The camera outputs analog values. I don't know for sure but I bet the dithering is applied right after the analog pixel is converted to digital...
Yep, here's the technical data sheet for the chip:

https://people.ece.cornell.edu/land/courses/ece4760/FinalPro...

Looks like the maximum supported exposure time is ~1 second... That mixed with the fact that the fact that it has a fairly shallow well depth probably means that the CMOS would be best suited for LUCKY imaging. Also adding a cooler to the back of the Gameboy camera may help reduce amp glow. Anyone have the specs on the ADC chip?
There is some reverse-engineered documentation here:

https://github.com/AntonioND/gbcam-rev-engineer/tree/master/...

The ADC appears to be part of the ASIC which contains most of the circuitry to interface the sensor to the GB.
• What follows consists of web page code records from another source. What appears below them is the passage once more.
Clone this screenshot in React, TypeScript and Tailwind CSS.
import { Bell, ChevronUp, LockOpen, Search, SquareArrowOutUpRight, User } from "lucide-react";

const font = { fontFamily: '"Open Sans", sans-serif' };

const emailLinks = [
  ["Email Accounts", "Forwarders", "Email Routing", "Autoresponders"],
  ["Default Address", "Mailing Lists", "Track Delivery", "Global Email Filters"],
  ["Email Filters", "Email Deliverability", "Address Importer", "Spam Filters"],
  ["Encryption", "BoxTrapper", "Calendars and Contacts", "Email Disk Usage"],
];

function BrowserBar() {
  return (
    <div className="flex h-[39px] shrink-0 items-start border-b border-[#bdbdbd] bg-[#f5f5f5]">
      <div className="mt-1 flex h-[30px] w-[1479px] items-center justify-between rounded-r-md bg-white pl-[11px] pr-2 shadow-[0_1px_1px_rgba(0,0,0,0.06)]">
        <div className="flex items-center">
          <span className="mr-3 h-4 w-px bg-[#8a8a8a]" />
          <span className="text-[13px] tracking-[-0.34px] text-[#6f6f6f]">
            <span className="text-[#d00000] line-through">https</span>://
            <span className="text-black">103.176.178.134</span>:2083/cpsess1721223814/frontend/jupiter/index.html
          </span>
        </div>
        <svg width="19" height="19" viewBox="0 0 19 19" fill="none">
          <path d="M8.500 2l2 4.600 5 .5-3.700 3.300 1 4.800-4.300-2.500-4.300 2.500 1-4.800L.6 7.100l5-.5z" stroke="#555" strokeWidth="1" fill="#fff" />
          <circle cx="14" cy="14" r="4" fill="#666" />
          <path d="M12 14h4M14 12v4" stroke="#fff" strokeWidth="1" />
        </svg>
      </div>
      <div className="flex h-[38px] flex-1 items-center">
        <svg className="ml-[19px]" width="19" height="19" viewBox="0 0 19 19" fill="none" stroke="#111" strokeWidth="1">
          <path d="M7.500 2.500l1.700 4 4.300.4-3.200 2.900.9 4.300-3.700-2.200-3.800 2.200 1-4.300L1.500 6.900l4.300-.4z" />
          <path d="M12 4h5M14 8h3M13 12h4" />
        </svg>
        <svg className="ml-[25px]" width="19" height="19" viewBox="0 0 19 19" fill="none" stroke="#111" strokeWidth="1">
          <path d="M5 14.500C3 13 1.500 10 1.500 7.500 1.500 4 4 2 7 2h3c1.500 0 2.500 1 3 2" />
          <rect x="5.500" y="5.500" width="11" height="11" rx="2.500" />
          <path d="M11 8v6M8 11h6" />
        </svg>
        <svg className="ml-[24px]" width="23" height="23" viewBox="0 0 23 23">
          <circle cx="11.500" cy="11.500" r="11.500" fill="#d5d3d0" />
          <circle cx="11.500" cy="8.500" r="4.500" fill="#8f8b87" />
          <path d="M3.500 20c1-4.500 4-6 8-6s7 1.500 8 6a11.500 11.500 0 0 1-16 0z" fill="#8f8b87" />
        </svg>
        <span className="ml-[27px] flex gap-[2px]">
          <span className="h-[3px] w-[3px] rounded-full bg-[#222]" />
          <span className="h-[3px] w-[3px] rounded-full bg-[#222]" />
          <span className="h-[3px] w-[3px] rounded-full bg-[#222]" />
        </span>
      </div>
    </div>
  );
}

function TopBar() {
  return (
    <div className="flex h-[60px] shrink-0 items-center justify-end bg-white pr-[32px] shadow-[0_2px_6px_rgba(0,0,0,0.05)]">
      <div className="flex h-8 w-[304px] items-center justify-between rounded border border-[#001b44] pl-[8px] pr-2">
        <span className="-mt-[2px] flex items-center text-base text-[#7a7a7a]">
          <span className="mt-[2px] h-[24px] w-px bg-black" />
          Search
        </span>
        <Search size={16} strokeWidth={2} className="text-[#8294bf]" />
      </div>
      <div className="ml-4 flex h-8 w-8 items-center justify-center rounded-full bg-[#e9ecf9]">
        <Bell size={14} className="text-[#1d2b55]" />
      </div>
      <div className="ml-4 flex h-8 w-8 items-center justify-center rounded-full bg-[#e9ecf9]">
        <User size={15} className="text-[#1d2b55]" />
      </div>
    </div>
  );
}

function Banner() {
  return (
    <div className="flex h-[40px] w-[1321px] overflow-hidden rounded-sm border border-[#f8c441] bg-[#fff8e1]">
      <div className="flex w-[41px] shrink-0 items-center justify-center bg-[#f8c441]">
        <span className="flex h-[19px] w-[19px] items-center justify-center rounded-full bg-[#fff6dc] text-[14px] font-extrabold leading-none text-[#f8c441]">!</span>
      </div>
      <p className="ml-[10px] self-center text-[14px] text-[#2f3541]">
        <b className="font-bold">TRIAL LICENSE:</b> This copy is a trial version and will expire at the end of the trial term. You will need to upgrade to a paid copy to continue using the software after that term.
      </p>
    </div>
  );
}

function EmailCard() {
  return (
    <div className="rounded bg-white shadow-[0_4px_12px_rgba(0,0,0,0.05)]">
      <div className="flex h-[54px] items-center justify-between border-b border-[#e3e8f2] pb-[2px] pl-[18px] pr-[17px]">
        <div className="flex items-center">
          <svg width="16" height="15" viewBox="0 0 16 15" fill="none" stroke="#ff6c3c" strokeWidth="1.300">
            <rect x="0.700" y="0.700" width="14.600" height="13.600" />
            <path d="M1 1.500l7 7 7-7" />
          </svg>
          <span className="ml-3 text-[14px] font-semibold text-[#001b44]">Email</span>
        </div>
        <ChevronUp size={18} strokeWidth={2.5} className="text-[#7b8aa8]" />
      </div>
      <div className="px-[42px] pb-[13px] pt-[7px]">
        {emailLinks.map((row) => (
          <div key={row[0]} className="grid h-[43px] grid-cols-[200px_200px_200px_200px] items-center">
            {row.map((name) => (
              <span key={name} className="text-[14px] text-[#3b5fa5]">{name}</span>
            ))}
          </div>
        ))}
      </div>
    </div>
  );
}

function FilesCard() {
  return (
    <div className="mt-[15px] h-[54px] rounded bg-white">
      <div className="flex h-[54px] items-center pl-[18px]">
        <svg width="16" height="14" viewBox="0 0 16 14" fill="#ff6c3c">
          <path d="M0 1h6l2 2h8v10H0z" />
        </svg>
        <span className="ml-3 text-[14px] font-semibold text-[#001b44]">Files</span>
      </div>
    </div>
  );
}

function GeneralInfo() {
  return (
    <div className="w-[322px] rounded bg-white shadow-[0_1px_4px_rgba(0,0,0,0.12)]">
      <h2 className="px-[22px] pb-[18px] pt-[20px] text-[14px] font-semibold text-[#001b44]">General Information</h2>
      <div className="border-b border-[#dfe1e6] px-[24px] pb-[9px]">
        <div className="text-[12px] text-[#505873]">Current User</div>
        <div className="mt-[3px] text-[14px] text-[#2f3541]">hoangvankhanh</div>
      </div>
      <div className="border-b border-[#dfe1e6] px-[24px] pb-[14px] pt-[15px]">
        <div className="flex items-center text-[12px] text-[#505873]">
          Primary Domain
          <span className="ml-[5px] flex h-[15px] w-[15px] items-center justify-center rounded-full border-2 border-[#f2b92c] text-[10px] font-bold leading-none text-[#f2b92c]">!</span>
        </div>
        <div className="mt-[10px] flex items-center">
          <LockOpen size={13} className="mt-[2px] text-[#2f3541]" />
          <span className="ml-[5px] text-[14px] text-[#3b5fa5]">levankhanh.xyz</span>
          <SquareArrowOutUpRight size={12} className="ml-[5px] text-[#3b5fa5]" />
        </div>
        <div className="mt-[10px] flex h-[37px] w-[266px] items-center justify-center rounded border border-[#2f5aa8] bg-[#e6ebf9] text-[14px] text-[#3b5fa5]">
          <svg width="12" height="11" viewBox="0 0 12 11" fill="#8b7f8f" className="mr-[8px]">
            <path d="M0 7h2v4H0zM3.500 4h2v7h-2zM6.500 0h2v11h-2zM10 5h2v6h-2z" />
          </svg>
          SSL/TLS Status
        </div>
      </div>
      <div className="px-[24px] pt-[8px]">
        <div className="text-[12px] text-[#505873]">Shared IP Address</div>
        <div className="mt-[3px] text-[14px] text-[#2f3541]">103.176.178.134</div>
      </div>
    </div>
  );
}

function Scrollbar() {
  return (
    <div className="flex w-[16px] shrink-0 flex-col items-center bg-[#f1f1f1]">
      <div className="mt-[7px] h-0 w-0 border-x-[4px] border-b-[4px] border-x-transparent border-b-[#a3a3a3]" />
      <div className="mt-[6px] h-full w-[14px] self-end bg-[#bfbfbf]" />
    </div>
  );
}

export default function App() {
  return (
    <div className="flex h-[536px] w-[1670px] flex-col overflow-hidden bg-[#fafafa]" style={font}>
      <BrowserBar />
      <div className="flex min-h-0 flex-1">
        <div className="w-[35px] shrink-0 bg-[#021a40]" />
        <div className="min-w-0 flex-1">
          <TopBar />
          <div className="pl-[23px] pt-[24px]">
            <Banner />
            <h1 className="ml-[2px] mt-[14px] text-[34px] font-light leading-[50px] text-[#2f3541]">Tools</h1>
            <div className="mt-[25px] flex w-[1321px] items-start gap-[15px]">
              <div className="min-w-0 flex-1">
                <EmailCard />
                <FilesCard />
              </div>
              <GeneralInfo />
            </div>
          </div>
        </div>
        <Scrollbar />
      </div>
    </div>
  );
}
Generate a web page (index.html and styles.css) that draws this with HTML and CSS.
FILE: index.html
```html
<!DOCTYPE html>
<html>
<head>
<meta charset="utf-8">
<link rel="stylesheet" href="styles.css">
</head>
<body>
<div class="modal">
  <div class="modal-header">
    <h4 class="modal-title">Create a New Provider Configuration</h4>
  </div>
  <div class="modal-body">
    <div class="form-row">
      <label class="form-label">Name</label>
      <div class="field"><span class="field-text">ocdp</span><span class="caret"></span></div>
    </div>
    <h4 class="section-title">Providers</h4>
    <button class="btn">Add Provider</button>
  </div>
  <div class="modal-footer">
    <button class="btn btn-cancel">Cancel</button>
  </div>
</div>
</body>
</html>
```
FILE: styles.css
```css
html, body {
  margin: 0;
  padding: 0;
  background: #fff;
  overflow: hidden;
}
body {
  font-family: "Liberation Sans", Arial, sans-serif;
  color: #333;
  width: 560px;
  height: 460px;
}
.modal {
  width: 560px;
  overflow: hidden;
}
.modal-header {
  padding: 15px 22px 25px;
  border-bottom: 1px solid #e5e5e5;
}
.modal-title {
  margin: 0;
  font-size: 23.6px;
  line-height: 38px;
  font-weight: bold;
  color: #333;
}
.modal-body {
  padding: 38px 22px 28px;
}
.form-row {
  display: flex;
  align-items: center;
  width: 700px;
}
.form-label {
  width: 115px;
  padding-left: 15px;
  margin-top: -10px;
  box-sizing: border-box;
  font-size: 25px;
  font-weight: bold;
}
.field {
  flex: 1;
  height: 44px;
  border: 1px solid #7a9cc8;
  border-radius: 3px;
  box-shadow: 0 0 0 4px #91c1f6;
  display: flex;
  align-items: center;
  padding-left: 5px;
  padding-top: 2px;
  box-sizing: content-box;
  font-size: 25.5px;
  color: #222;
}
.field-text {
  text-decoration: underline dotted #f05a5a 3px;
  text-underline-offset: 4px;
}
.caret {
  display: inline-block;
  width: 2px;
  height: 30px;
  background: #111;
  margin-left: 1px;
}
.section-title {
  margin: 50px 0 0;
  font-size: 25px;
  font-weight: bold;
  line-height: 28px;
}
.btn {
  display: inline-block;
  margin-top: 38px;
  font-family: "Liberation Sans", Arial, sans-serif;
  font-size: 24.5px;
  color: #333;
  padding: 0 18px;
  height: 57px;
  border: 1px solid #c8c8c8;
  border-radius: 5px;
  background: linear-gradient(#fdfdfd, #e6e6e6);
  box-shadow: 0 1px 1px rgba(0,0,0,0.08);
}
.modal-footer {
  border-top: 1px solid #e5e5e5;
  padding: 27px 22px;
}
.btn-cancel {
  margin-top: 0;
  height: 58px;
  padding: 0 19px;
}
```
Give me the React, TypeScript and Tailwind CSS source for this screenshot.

"Artificial Retina LSI"... beautiful. :D
It's an analog output. You can very easily add an ADC to get higher bits per pixel and bypass the whole digital Gameboy interface. I did this once when the game boy camera was about the cheapest digital camera available. I even converted it to color by taking successive photos with colored filters and combining them in software.

Curiously, the camera has hardware edge detection which might have helped with very early machine vision.

It is the Game Boy screen that has only two bits.